- Data section:
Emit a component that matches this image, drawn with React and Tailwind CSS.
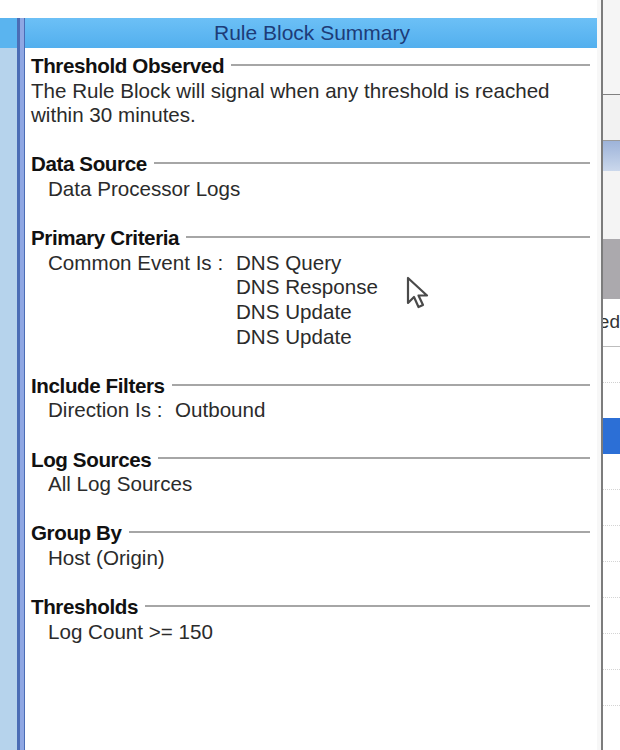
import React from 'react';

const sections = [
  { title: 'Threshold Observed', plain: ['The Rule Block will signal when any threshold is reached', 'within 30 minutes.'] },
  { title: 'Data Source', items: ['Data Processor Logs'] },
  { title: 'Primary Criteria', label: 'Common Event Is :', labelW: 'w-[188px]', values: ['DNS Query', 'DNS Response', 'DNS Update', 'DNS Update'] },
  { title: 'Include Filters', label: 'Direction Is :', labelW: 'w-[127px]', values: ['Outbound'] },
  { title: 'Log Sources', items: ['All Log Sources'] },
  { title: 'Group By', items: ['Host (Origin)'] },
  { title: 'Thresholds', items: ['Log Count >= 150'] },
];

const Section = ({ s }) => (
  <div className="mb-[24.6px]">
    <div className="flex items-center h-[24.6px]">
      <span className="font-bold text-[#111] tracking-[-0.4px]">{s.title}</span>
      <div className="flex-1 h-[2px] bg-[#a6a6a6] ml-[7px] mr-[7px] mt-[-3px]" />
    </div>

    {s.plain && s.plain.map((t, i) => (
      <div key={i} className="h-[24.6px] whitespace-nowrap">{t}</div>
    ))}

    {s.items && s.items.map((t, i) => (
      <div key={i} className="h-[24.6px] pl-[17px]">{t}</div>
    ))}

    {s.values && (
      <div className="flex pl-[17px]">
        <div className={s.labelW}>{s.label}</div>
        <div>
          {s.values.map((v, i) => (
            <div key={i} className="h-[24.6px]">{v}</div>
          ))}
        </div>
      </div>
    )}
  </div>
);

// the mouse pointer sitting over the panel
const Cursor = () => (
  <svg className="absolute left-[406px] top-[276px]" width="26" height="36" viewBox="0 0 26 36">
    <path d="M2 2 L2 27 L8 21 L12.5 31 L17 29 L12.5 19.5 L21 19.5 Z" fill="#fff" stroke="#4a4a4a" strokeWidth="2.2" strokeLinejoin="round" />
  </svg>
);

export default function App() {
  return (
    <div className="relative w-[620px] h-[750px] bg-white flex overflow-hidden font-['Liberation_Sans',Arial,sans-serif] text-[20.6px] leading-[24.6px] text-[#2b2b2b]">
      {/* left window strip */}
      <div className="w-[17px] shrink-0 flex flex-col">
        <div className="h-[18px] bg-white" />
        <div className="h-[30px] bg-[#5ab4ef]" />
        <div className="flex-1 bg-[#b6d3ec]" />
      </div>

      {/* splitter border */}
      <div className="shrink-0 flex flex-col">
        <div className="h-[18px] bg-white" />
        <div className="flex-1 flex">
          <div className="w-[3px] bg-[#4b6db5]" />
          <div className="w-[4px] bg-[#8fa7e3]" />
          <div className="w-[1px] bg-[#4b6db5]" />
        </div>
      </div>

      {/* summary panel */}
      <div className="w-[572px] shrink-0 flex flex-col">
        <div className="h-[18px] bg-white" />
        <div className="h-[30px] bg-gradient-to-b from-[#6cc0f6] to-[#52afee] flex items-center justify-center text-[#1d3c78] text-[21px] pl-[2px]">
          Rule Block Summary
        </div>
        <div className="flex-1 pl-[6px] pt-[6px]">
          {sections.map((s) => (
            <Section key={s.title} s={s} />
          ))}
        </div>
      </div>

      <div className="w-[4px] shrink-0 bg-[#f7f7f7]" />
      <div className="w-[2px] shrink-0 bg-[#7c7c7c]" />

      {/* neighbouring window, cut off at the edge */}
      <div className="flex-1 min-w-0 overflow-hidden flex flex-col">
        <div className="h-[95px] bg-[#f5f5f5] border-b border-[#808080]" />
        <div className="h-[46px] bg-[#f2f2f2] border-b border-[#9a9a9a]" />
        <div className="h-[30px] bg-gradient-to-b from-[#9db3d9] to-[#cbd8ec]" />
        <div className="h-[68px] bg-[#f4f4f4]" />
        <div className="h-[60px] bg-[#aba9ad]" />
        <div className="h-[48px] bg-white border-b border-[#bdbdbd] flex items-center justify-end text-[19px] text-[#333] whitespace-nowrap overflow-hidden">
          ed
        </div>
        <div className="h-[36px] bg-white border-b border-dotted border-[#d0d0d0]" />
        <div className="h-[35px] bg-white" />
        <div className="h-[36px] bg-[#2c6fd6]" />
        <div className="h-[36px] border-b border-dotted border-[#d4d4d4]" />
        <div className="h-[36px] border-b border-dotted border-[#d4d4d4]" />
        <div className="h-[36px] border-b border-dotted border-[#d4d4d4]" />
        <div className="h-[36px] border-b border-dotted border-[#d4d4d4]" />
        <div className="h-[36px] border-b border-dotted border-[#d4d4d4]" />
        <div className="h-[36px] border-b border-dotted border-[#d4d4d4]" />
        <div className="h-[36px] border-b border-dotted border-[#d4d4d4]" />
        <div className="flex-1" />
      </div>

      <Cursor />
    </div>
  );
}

* * *

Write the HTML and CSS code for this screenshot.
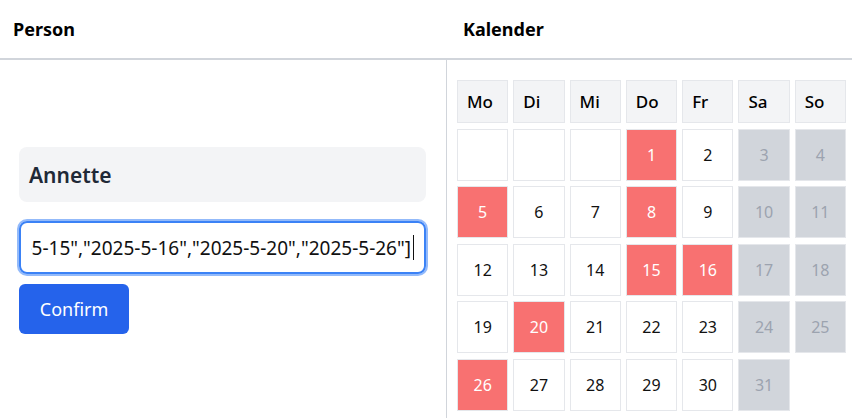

- Do this: Copy exactly the stretch of lines that starts at the line holding "Emit a component" and ends at the line holding "import React from 'react';". Drop the pictures.

- Worked answer:
Emit a component that matches this image, drawn with React and Tailwind CSS.
import React from 'react';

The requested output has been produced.